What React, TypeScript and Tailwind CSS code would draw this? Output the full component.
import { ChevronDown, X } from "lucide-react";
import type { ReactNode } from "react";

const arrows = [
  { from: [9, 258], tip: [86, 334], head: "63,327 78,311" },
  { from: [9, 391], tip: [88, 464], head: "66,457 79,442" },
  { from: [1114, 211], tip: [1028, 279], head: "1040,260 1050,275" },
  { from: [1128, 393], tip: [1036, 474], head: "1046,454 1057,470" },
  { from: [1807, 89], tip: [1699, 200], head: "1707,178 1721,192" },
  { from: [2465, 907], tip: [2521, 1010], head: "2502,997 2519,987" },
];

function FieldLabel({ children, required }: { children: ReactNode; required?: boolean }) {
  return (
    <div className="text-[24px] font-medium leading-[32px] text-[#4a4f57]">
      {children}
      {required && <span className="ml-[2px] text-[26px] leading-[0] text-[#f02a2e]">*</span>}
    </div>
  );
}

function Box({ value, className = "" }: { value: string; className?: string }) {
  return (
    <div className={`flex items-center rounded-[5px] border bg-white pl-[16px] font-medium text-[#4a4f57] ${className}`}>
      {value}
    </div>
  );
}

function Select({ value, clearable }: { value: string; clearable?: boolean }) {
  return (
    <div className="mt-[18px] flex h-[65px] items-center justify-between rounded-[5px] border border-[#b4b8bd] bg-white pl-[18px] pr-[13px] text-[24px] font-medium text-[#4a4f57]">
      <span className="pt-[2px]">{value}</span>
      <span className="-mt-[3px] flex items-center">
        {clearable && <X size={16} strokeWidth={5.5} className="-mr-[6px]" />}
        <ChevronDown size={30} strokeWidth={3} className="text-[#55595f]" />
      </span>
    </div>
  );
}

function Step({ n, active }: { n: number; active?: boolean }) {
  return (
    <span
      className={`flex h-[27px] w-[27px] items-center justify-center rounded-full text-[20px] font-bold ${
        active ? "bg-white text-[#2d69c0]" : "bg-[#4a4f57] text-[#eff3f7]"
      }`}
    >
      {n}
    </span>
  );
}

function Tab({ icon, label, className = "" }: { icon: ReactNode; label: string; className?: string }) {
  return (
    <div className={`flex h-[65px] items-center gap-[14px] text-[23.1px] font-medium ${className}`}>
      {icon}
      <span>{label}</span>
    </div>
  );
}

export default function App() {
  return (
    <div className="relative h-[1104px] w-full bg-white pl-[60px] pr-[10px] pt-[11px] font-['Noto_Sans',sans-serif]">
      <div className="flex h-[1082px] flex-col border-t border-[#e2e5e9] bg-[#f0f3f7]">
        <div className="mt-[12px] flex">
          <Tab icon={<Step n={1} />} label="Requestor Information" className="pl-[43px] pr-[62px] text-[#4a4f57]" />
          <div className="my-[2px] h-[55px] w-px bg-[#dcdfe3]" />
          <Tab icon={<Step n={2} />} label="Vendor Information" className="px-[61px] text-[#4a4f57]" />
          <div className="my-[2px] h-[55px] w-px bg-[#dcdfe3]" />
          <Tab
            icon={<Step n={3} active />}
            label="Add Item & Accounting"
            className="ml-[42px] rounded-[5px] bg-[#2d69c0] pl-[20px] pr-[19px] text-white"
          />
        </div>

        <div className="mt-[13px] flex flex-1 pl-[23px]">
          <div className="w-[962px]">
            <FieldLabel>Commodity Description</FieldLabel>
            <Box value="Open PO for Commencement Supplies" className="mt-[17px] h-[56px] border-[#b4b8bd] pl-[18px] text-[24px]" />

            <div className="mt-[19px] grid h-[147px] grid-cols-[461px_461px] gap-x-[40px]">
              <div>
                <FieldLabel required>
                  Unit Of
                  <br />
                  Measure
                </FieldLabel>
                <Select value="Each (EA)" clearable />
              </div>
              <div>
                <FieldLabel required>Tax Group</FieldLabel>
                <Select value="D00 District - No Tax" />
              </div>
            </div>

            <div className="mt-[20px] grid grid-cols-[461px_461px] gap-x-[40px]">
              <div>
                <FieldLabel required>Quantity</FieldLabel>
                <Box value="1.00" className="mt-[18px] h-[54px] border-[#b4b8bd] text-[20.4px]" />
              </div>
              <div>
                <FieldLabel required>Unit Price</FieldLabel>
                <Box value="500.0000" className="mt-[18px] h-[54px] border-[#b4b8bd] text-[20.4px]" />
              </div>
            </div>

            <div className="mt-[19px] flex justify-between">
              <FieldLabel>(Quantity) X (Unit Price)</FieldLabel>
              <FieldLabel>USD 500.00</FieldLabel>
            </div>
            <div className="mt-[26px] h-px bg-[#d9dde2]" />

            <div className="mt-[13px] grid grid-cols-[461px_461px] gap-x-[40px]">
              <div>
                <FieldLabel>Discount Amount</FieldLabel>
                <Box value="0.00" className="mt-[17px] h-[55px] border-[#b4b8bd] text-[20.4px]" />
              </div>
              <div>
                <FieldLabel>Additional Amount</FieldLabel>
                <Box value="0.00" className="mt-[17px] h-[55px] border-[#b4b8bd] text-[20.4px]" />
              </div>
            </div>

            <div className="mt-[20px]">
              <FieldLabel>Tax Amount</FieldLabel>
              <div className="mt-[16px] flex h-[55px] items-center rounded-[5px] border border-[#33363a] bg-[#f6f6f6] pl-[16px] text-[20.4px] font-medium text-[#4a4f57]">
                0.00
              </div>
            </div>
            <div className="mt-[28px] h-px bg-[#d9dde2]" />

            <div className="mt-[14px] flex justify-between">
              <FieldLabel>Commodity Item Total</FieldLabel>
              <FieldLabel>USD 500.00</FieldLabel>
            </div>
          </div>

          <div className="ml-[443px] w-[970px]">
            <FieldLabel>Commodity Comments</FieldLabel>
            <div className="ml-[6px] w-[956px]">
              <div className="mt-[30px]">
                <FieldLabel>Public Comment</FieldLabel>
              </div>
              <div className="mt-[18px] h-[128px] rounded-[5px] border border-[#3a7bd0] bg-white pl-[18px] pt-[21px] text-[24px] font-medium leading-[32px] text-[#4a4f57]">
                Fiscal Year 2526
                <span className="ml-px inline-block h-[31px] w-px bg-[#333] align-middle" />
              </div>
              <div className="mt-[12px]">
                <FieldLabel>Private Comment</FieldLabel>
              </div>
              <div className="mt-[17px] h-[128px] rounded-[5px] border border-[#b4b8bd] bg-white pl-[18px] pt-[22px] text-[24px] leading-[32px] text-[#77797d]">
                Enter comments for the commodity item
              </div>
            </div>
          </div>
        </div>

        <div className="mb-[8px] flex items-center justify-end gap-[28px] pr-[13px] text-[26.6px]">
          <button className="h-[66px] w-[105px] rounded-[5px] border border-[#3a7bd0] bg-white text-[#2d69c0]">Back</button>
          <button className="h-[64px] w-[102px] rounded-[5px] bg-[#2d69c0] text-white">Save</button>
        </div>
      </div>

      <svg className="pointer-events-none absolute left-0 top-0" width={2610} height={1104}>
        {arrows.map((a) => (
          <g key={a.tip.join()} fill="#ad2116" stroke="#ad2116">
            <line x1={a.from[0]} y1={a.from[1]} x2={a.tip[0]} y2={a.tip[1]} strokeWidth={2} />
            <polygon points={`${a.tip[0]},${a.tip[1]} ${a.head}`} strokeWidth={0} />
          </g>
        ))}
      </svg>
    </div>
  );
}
--
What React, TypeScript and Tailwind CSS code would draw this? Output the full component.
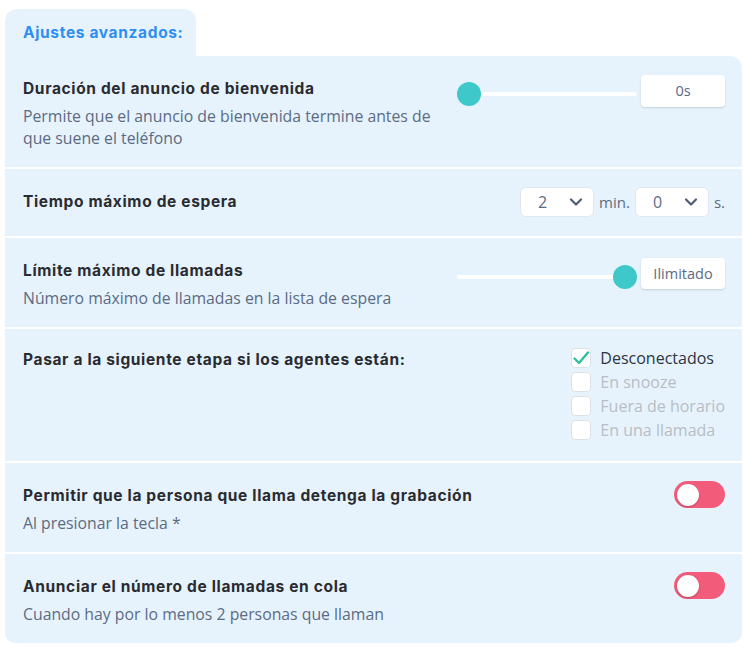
--
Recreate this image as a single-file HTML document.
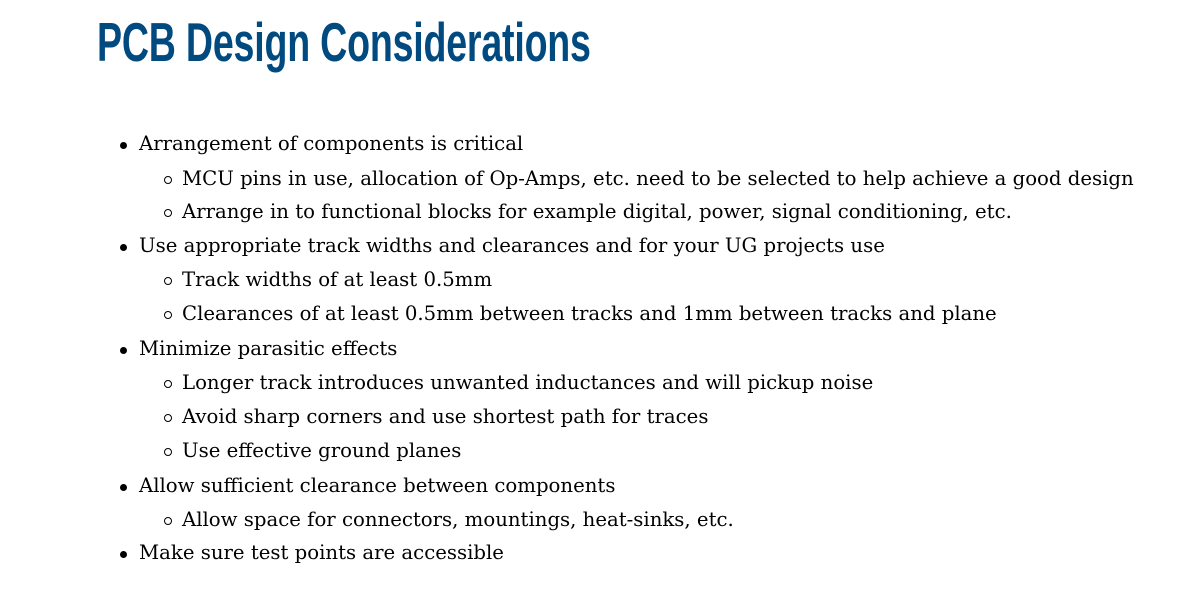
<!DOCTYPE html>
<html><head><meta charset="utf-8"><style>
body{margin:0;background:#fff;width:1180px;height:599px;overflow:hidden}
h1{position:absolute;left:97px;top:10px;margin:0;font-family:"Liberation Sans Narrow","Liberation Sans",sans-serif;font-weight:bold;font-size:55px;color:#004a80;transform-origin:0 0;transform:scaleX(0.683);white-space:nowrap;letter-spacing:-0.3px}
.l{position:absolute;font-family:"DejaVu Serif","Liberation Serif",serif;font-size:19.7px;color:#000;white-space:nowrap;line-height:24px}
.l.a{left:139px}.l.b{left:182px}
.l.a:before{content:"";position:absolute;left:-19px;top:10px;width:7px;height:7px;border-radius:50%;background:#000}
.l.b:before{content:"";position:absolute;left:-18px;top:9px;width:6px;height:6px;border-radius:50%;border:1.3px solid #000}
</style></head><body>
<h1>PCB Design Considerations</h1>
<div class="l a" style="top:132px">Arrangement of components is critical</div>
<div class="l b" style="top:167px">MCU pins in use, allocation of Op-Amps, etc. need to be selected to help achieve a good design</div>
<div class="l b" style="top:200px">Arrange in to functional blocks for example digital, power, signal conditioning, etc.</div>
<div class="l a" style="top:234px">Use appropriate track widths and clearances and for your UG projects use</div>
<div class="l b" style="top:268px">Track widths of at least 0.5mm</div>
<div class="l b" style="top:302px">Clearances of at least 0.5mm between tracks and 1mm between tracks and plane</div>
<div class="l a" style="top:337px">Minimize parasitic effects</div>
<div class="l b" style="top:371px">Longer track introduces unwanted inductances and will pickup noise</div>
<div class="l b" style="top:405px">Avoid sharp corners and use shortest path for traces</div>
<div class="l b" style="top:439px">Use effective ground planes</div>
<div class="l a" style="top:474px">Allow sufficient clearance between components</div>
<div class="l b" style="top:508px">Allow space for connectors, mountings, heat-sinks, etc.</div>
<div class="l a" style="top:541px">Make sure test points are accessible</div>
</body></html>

TASK GOAL:
Pull every line containing "full" from the data.

EXERCISE SOLUTION:
What React, TypeScript and Tailwind CSS code would draw this? Output the full component.
      className={`flex h-[27px] w-[27px] items-center justify-center rounded-full text-[20px] font-bold ${
    <div className="relative h-[1104px] w-full bg-white pl-[60px] pr-[10px] pt-[11px] font-['Noto_Sans',sans-serif]">
What React, TypeScript and Tailwind CSS code would draw this? Output the full component.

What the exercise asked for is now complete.